Kegagalan dalam mengembangkan sektor pertanian dan memajukan pedesaan semestinya diimbangi dengan peningkatan kinerja di bidang perlindungan TKI. Kalau dalam perlindungan TKI pun pemerintah gagal, sudah sepantasnya kalau presiden dan menteri mengundurkan diri. Sebab, rakyat telah membayar mahal agar presiden, para menteri, dan birokrasi sungguh berfungsi. Betapa tidak, mayoritas anggaran negara setiap tahunnya digunakan untuk membiayai birokrasi.
Kalau melihat semakin banyak organisasi masyarakat sipil yang memberikan perhatian pada isu TKI, rasanya optimistis bahwa ke depan TKI akan merasakan hasil dari adanya perubahan. Namun, kalau menatap ke atas, optimisme itu terasa jatuh terbentur tembok tebal. Sebab politik pencitraan yang berlangsung selama ini telah membuat para pejabat lebih memilih mencari dalih daripada membongkar akar persoalan.
Cuci tangan
Kita masih ingat bagaimana Presiden dan menteri merespons kasus penganiayaan Sumiyati dan Kikim. Persoalan penganiayaan itu mereka pandang sebagai masalah minor. Bahkan, Presiden sendiri mengulang- ulang pernyataan bahwa kasus TKI yang dianiaya jauh lebih kecil dibandingkan TKI sukses.
Bisa dimengerti kemudian kalau terhadap kasus Sumiyati dan Kikim, Presiden merasa tak perlu turun tangan. Cukup mengirim menteri dan mengajukan solusi ”HP untuk TKI”. Dengan sikap dan cara pandang seperti itu, sulit diharapkan akan ada perubahan di tahun depan. Sebab, Presiden dan menteri cenderung meremehkan persoalan.
Padahal, data Kementerian Tenaga Kerja dan Transmigrasi terkait kinerja Perusahaan Jasa Tenaga Kerja Indonesia (PJTKI) menunjukkan, ada persoalan serius dengan nasib para TKI kita ke depan. Betapa tidak. Dari 560 PJTKI yang terdaftar, hanya 36 persen yang berkinerja baik.
Padahal, kebijakan pemerintah di bidang migrasi tenaga kerja menempatkan PJTKI sebagai pihak utama dalam perlindungan TKI. Sementara, demikian banyak tanggung jawab perlindungan yang dibebankan pada PJTKI tidak mereka jalankan. Itulah mengapa penempatan TKI sarat dengan persoalan.
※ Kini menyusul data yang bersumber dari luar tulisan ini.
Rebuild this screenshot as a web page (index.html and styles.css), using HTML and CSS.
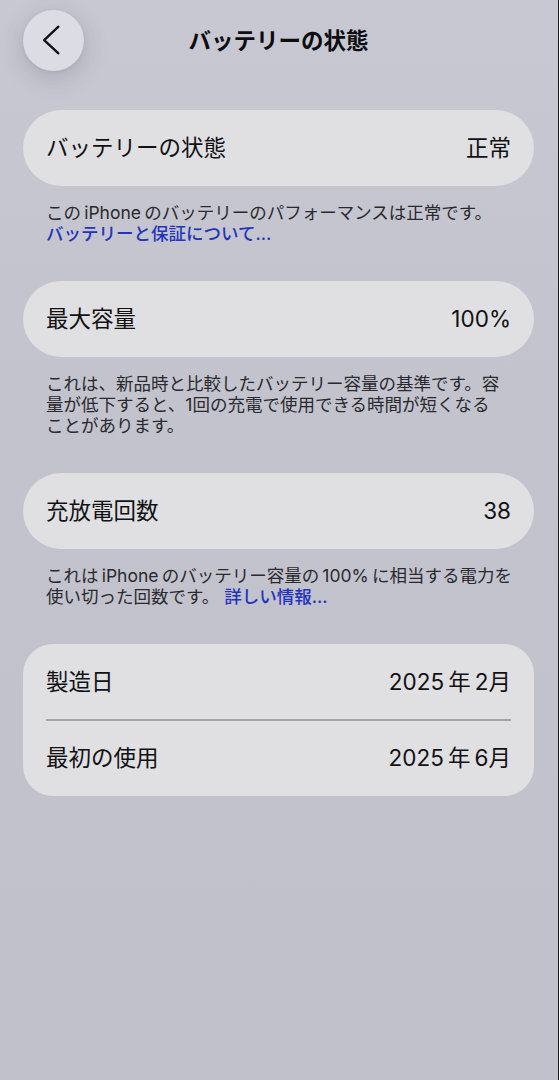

Pemerintah lebih banyak cuci tangan dalam hal perlindungan TKI. Alasannya, penempatan TKI adalah bisnisnya PJTKI dan karena itu masalah TKI sudah selayaknya diurus oleh PJTKI. Bahkan, di saat kekejaman terhadap TKI sudah tidak bisa ditoleransi lagi, pemerintah tetap memilih bersembunyi di balik besaran angka TKI sukses.
Terkait angka statistik, presiden dan menteri memang bisa menghitung berapa jumlah TKI yang sukses dan berapa dollar AS devisa yang mereka hasilkan. Namun, harga yang harus dibayar TKI untuk menjadi sukses tidak akan pernah mereka perhitungkan. Yang disebut sebagai sukses selama ini berarti bahwa TKI dapat menyelesaikan kontrak dan gajinya dibayar.
Padahal, studi Institute Ecosoc terhadap para mantan TKI yang bekerja sebagai PRT di Singapura menunjukkan, sebesar 90,3 persen TKI sukses bekerja lebih dari 14 jam sehari. Mereka tidak mendapatkan libur, tidak boleh berkomunikasi, dan tidak boleh keluar rumah. Tidak sedikit dari mereka yang kurang makan.
Inikah yang kita sebut sukses dalam hal perlindungan TKI? Pantaskah TKI yang nilai devisanya jauh lebih besar dari nilai investasi asing itu mendapatkan perlindungan dengan standar seperti ini? Sebandingkah kinerja pemerintah dalam perlindungan TKI dengan total anggaran yang dibayar rakyat untuk membiayai birokrasi?
Dengan standar perlindungan TKI yang demikian rendah, saya tidak yakin kematian 513 TKI di Malaysia pada tahun 2008 dan derita 998 TKI di Malaysia akibat berbagai bentuk pelanggaran HAM yang terjadi di sepanjang tahun 2009 itu ada artinya bagi Presiden dan menteri.
Ketika Presiden dan menteri menilai bahwa banyaknya kasus kekerasan terhadap TKI belum memasuki tahap kritis, saya jadi ingin tahu, sebenarnya berapa banyak angka kematian dan penganiayaan TKI dibutuhkan untuk membuat Presiden turun tangan dan serius membenahi perlindungan?